• _Problem details_
Copy all lines below exactly as written. Leave pictures out.

• _Data block_
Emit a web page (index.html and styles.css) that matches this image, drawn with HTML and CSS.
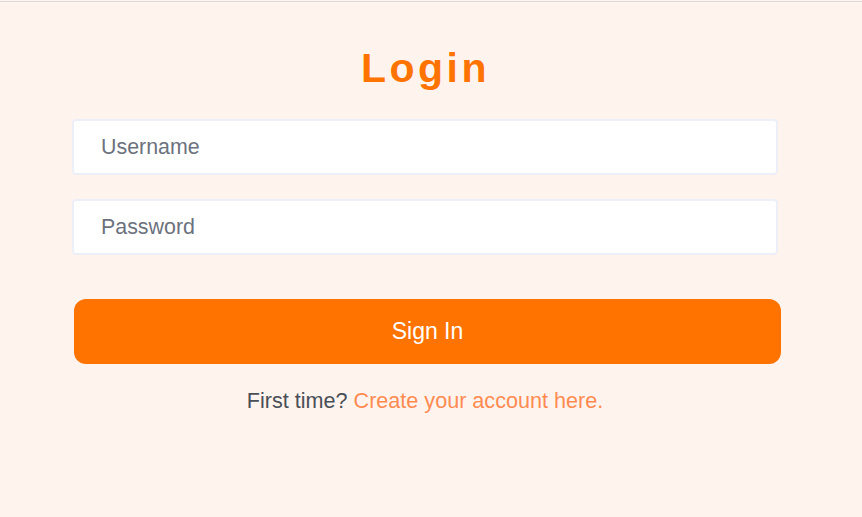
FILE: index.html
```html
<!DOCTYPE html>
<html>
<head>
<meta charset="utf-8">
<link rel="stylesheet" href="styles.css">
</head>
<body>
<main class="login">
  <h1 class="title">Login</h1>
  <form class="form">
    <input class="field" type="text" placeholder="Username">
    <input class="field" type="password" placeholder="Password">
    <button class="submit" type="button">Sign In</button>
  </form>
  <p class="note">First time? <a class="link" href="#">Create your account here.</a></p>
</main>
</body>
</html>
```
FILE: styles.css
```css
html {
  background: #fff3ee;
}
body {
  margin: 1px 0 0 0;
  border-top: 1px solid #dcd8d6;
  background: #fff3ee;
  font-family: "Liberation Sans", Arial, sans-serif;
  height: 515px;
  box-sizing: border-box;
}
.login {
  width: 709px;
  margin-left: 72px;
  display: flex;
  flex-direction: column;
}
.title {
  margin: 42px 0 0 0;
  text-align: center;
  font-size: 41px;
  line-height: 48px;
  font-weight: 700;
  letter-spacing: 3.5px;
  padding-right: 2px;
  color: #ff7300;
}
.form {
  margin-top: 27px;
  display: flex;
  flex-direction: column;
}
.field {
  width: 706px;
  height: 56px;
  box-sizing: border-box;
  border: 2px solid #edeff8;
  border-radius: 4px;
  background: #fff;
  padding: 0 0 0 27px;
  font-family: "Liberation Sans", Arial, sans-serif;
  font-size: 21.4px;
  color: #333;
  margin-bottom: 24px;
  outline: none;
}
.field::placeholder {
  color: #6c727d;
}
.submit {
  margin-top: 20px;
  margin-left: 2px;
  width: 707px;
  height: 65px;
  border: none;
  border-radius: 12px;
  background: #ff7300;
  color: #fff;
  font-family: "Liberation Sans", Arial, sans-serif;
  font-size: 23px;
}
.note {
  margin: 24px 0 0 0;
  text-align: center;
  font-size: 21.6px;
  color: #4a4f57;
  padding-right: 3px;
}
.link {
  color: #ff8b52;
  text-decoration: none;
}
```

• _Written solution_
Emit a web page (index.html and styles.css) that matches this image, drawn with HTML and CSS.
FILE: index.html
```html
<!DOCTYPE html>
<html>
<head>
<meta charset="utf-8">
<link rel="stylesheet" href="styles.css">
</head>
<body>
<main class="login">
  <h1 class="title">Login</h1>
  <form class="form">
    <input class="field" type="text" placeholder="Username">
    <input class="field" type="password" placeholder="Password">
    <button class="submit" type="button">Sign In</button>
  </form>
  <p class="note">First time? <a class="link" href="#">Create your account here.</a></p>
</main>
</body>
</html>
```
FILE: styles.css
```css
html {
  background: #fff3ee;
}
body {
  margin: 1px 0 0 0;
  border-top: 1px solid #dcd8d6;
  background: #fff3ee;
  font-family: "Liberation Sans", Arial, sans-serif;
  height: 515px;
  box-sizing: border-box;
}
.login {
  width: 709px;
  margin-left: 72px;
  display: flex;
  flex-direction: column;
}
.title {
  margin: 42px 0 0 0;
  text-align: center;
  font-size: 41px;
  line-height: 48px;
  font-weight: 700;
  letter-spacing: 3.5px;
  padding-right: 2px;
  color: #ff7300;
}
.form {
  margin-top: 27px;
  display: flex;
  flex-direction: column;
}
.field {
  width: 706px;
  height: 56px;
  box-sizing: border-box;
  border: 2px solid #edeff8;
  border-radius: 4px;
  background: #fff;
  padding: 0 0 0 27px;
  font-family: "Liberation Sans", Arial, sans-serif;
  font-size: 21.4px;
  color: #333;
  margin-bottom: 24px;
  outline: none;
}
.field::placeholder {
  color: #6c727d;
}
.submit {
  margin-top: 20px;
  margin-left: 2px;
  width: 707px;
  height: 65px;
  border: none;
  border-radius: 12px;
  background: #ff7300;
  color: #fff;
  font-family: "Liberation Sans", Arial, sans-serif;
  font-size: 23px;
}
.note {
  margin: 24px 0 0 0;
  text-align: center;
  font-size: 21.6px;
  color: #4a4f57;
  padding-right: 3px;
}
.link {
  color: #ff8b52;
  text-decoration: none;
}
```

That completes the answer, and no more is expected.